(Front-end source files)
⁂
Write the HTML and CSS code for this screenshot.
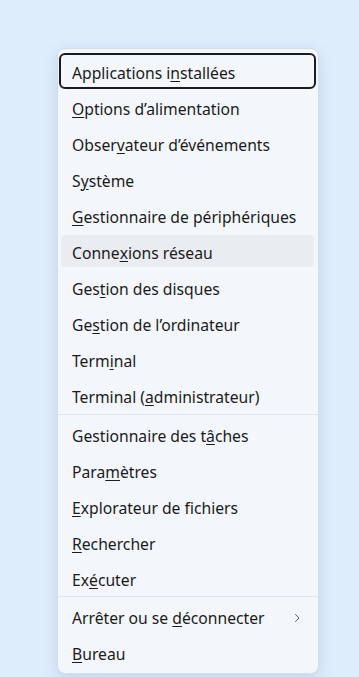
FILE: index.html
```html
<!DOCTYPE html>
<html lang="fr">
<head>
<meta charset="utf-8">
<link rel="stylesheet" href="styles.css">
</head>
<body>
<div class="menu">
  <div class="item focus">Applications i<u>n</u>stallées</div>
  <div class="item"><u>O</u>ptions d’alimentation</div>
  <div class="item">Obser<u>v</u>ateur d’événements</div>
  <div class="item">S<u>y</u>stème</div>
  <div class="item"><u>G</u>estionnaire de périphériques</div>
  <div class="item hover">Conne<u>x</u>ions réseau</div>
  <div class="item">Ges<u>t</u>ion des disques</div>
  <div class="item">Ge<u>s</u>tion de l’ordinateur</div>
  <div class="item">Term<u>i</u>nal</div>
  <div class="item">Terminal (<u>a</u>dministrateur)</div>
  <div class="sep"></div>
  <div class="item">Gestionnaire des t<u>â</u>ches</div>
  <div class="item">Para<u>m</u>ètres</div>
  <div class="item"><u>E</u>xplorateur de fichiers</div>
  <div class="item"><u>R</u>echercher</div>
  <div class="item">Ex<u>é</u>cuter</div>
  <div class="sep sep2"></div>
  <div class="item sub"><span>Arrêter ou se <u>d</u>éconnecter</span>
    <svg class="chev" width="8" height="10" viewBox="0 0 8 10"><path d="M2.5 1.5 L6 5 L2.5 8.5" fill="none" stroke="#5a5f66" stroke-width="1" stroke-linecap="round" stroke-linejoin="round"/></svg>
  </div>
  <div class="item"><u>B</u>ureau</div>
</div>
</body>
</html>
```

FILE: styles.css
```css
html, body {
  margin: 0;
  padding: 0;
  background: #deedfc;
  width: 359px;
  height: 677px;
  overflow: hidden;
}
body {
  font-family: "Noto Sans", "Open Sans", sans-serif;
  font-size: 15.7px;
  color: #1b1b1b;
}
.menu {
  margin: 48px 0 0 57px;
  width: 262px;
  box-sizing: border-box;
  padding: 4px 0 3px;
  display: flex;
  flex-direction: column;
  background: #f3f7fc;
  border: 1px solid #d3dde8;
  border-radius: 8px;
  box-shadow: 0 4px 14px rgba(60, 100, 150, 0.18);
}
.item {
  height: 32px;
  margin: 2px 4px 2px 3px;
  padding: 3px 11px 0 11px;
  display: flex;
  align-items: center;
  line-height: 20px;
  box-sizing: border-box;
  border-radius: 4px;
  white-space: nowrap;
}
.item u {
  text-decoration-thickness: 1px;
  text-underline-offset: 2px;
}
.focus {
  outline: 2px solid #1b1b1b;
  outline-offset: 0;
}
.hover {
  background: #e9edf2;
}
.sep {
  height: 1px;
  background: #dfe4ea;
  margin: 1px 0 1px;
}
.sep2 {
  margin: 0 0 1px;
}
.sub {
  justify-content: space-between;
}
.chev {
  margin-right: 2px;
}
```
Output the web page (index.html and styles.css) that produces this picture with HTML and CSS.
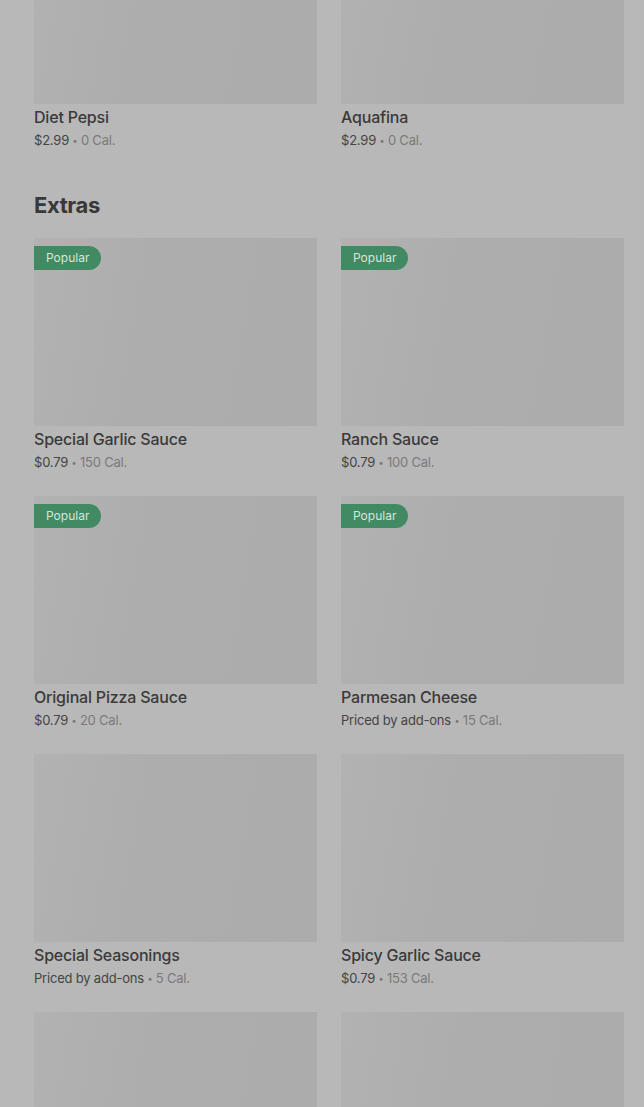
⁂
### WHAT IS ASKED:
The pictures should not appear in the copy; every other part of the records above must be returned exactly.

### SOLUTION:
Write the HTML and CSS code for this screenshot.
FILE: index.html
```html
<!DOCTYPE html>
<html lang="fr">
<head>
<meta charset="utf-8">
<link rel="stylesheet" href="styles.css">
</head>
<body>
<div class="menu">
  <div class="item focus">Applications i<u>n</u>stallées</div>
  <div class="item"><u>O</u>ptions d’alimentation</div>
  <div class="item">Obser<u>v</u>ateur d’événements</div>
  <div class="item">S<u>y</u>stème</div>
  <div class="item"><u>G</u>estionnaire de périphériques</div>
  <div class="item hover">Conne<u>x</u>ions réseau</div>
  <div class="item">Ges<u>t</u>ion des disques</div>
  <div class="item">Ge<u>s</u>tion de l’ordinateur</div>
  <div class="item">Term<u>i</u>nal</div>
  <div class="item">Terminal (<u>a</u>dministrateur)</div>
  <div class="sep"></div>
  <div class="item">Gestionnaire des t<u>â</u>ches</div>
  <div class="item">Para<u>m</u>ètres</div>
  <div class="item"><u>E</u>xplorateur de fichiers</div>
  <div class="item"><u>R</u>echercher</div>
  <div class="item">Ex<u>é</u>cuter</div>
  <div class="sep sep2"></div>
  <div class="item sub"><span>Arrêter ou se <u>d</u>éconnecter</span>
    <svg class="chev" width="8" height="10" viewBox="0 0 8 10"><path d="M2.5 1.5 L6 5 L2.5 8.5" fill="none" stroke="#5a5f66" stroke-width="1" stroke-linecap="round" stroke-linejoin="round"/></svg>
  </div>
  <div class="item"><u>B</u>ureau</div>
</div>
</body>
</html>
```

FILE: styles.css
```css
html, body {
  margin: 0;
  padding: 0;
  background: #deedfc;
  width: 359px;
  height: 677px;
  overflow: hidden;
}
body {
  font-family: "Noto Sans", "Open Sans", sans-serif;
  font-size: 15.7px;
  color: #1b1b1b;
}
.menu {
  margin: 48px 0 0 57px;
  width: 262px;
  box-sizing: border-box;
  padding: 4px 0 3px;
  display: flex;
  flex-direction: column;
  background: #f3f7fc;
  border: 1px solid #d3dde8;
  border-radius: 8px;
  box-shadow: 0 4px 14px rgba(60, 100, 150, 0.18);
}
.item {
  height: 32px;
  margin: 2px 4px 2px 3px;
  padding: 3px 11px 0 11px;
  display: flex;
  align-items: center;
  line-height: 20px;
  box-sizing: border-box;
  border-radius: 4px;
  white-space: nowrap;
}
.item u {
  text-decoration-thickness: 1px;
  text-underline-offset: 2px;
}
.focus {
  outline: 2px solid #1b1b1b;
  outline-offset: 0;
}
.hover {
  background: #e9edf2;
}
.sep {
  height: 1px;
  background: #dfe4ea;
  margin: 1px 0 1px;
}
.sep2 {
  margin: 0 0 1px;
}
.sub {
  justify-content: space-between;
}
.chev {
  margin-right: 2px;
}
```
Output the web page (index.html and styles.css) that produces this picture with HTML and CSS.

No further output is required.